Nearly $6 million awarded in Alabama’s second round of VW settlement grants
Governor Kay Ivey recently awarded about $5.8 million to several Alabama entities from proceeds issued to the state as part of a nationwide settlement against Volkswagen.
The automotive giant was found in violation of the U.S. Clean Air Act in 2016 after installing software in approximately 590,000 vehicles which misled the amount of emissions said vehicles were emitting. As a result, VW agreed to a $2.9 billion settlement, with some of that total allocated to the states.
Alabama was awarded about $25 million in the settlement; the Yellowhammer State’s subtotal will be allocated over a 10-year period.
The Alabama Department of Economic and Community Affairs’ (ADECA) Energy Division initiated the state’s plan and conducted multiple public hearings across the state to explain and obtain comments on that plan.
Ivey then awarded the first round of grants from the program in January, with the second round now coming about 11 months later. ADECA administers the grants for the state.
“Safer and more fuel-efficient vehicles are traveling our highways as a result of this settlement,” Ivey said in a statement. “I commend the Alabama Department of Economic and Community Affairs for developing and executing an equitable plan for distributing these funds.”
According to an ADECA release, the latest grant recipients will use the funds to buy or upgrade pollution-reducing equipment and vehicles. The goal is to reduce nitrogen oxide emissions to offset environmental damage from VW’s actions that led to the settlement. Replacement vehicles and equipment will be powered by electricity, propane or cleaner burning diesel fuel.
“I appreciate the confidence that Gov. Ivey has shown in ADECA through appointing our agency to handle the settlement funds,” ADECA Director Kenneth Boswell stated. “Our Energy Division worked long and hard to come up with a plan that meets the specifications of the settlement and benefits the state. We are pleased to announce this second round of funds.”
Those awarded grants are as follows:
Alabama Forestry Commission (City of Montgomery) – $1.46 million to replace diesel transport trucks.
Alabama State Port Authority (City of Mobile)- $950,000 to repower a locomotive with a cleaner burning engine.
Cottondale Wood Products (Tuscaloosa County) – $152,056 to replace diesel forklifts with ones powered by electricity.
Foley (City of) – Two grants totaling $341,250 to replace several diesel-fueled trucks.
Gulf Distributing Holdings (City of Mobile)- $245,210 to replace several diesel trucks.
Huntsville (City of) – $829,725 to replace several diesel vehicles.
Mobile County Board of Education – $1.82 million to replace diesel buses with propane-fueled buses.
In a separate release, the Alabama Clean Fuels Coalition (ACFC) praised Ivey’s latest round of grants.
“The use of cleaner burning and alternative fuels have so many benefits, from improving air quality to boosting Alabama’s economy to reducing reliance on foreign oil,” Alabama Clean Fuels Coalition Executive Director Mark Bentley said in a statement. “That improves the quality of life for every Alabamian.
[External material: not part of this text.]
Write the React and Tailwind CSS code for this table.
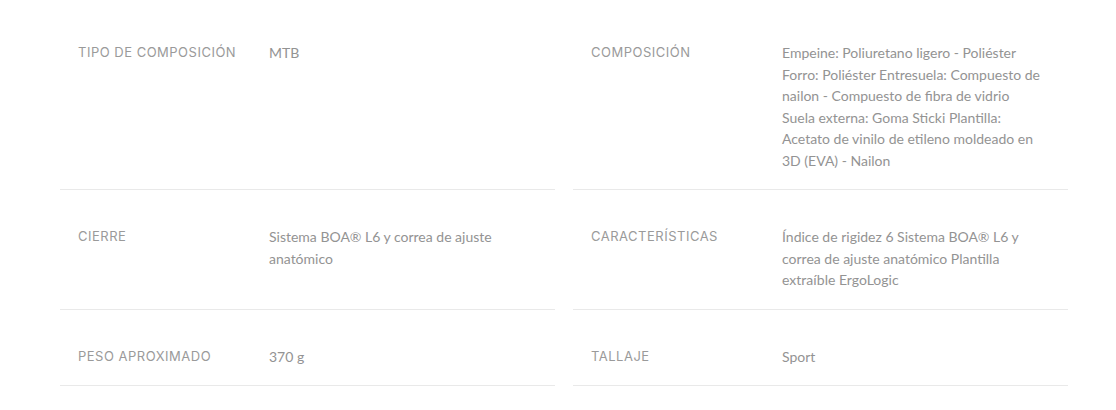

We’re happy to partner with businesses and government agencies to reach these goals, and we’re pleased Gov. Ivey and ADECA have released this latest round of grants as a holiday gift for all of us.”
The ACFC reportedly worked closely with Cottondale Wood Products on its grant application.
“We are honored and humbled to receive this state grant funding for our company,” commented Hinton Howell, chief operating officer of Cottondale Wood Products. “We couldn’t have done it without the assistance and expertise of the Alabama Clean Fuels Coalition, and we know the new equipment will make our business more efficient while also improving local air quality. We want to do our part to make Tuscaloosa County better for everyone.”
The Mobile County BOE, which oversees the state’s largest school system, began acquiring alternative fuel buses in 2014, and the fleet’s success has inspired school systems in Tuscaloosa and Franklin County to follow their lead. The ACFC said it has long worked with, supported and applauded the Mobile Schools’ pioneering efforts to help create a cleaner Alabama.
“When we began replacing diesel buses with new ones fueled by propane, we saw it as a simple way to improve air quality for the thousands of students who ride to and from school every day,” remarked Pat Mitchell, director of transportation for Mobile County Schools. “It’s also helped our bottom line because we spend less on bus maintenance and fuel costs. We’re so pleased that this latest grant will allow us to continue expanding our propane bus fleet.”